Be aware though that if you request too much data you might encounter a "soft limit" imposed by IBKR. As it is soft, there are no real criteria provided by them. When exceeding these soft limits you will encounter connectivity issues (IBKR will disconnect your app). So what I do is, after I once downloaded the initial historical data, to download daily only the recent historical data and merge the new data with the existing data. Getting one month of historical data for around 200 tickers takes around 15 seconds with this parallel approach. I don't know whether this is the most efficient solution, but it is good enough for me.


 

"I submit 50 every 1015ms.  A list of messages is managed by a thread that also maintains a list of timestamps for the last 50 submitted.  I haven't had a pacing problem in years."
Further down:
"My code is MVSC C++ and my api code uses the winsock2 send function, so I know exactly when the message is sent to TWS.  It's worked with several different TWS versions.  The 1015 ms value came through trial & error, but has been rock soild"
 
I am coming from Tradestation and thinking about converting my market scanner over to TWS. I had quite a number of work-arounds I was using to get TS even half working.

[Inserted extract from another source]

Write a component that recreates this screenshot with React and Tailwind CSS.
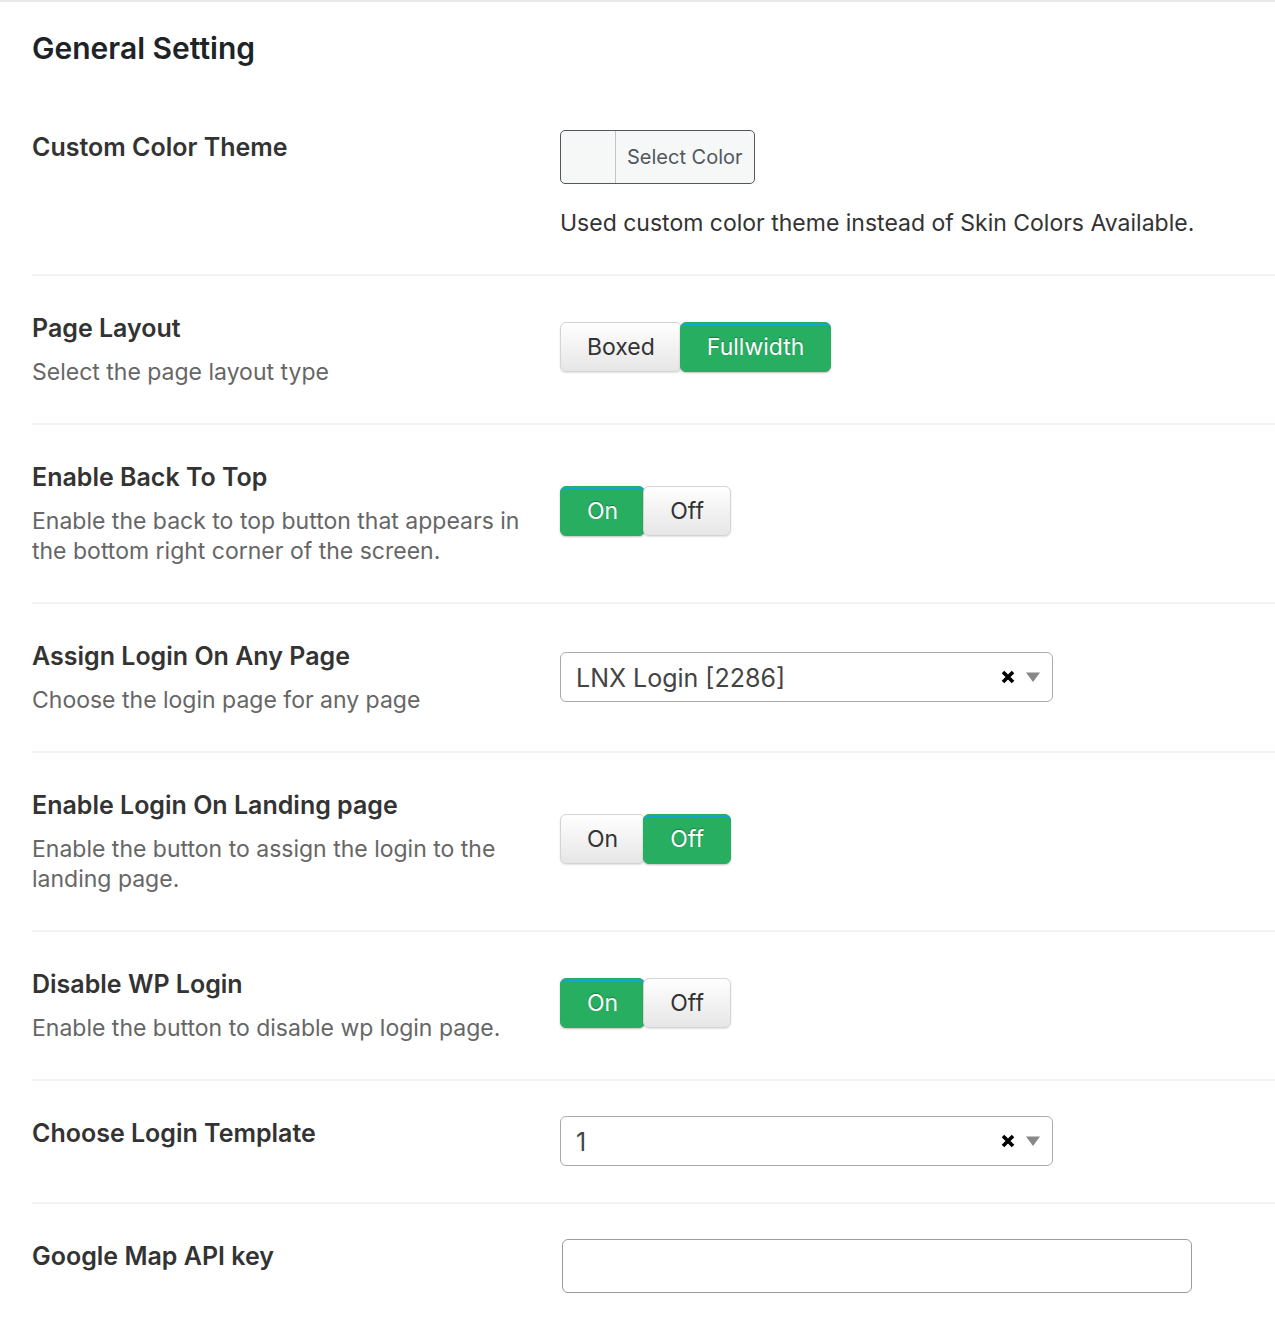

Does anyone have implementation detail (read: code) for managing the data requests via TWS api? 
Right now, my suspicion is I require a subscription to a higher pace data feed like activeticks, though support from TWS has told me they are planning on changing request rates next year.


 

There is currently no subscription option that I am aware of that permits more than 50 API requests per second (cumulative for all clients that are connected to the same IBGW/TWS). There is no limit for the number of responses TWS/IBGW send back to the clients. On busy days, my mix of L2 market book, TickByTick, and other market data subscriptions easily results in 1,200 messages per second as the average for 24hr with peak periods of 10,000 per second and much higher.

And there is nothing you need to do for pacing, In the past, the connection option PACEAPI instructed TWS/IBGW to perform pacing itself (instead of rejecting requests with an error message), while today's TWS/IBGW versions do this by default (unless you you change an option in the global API settings page).

Keep in mind that IBKR is a Brokerage and not a market data provider. And there is a market scanner TWS API call that, if the rules fit your needs, offloads the processing to IBKR so that you do not need to manage large number of data requests.

Just a thought

Jürgen

 

 

 
On Mon, Dec 16, 2024 at 04:54 PM, <jy.yngbld@...> wrote:

"I submit 50 every 1015ms.  A list of messages is managed by a thread that also maintains a list of timestamps for the last 50 submitted.  I haven't had a pacing problem in years."
Further down:
"My code is MVSC C++ and my api code uses the winsock2 send function, so I know exactly when the message is sent to TWS.  It's worked with several different TWS versions.  The 1015 ms value came through trial & error, but has been rock soild"
 
I am coming from Tradestation and thinking about converting my market scanner over to TWS. I had quite a number of work-arounds I was using to get TS even half working. Does anyone have implementation detail (read: code) for managing the data requests via TWS api? 
Right now, my suspicion is I require a subscription to a higher pace data feed like activeticks, though support from TWS has told me they are planning on changing request rates next year.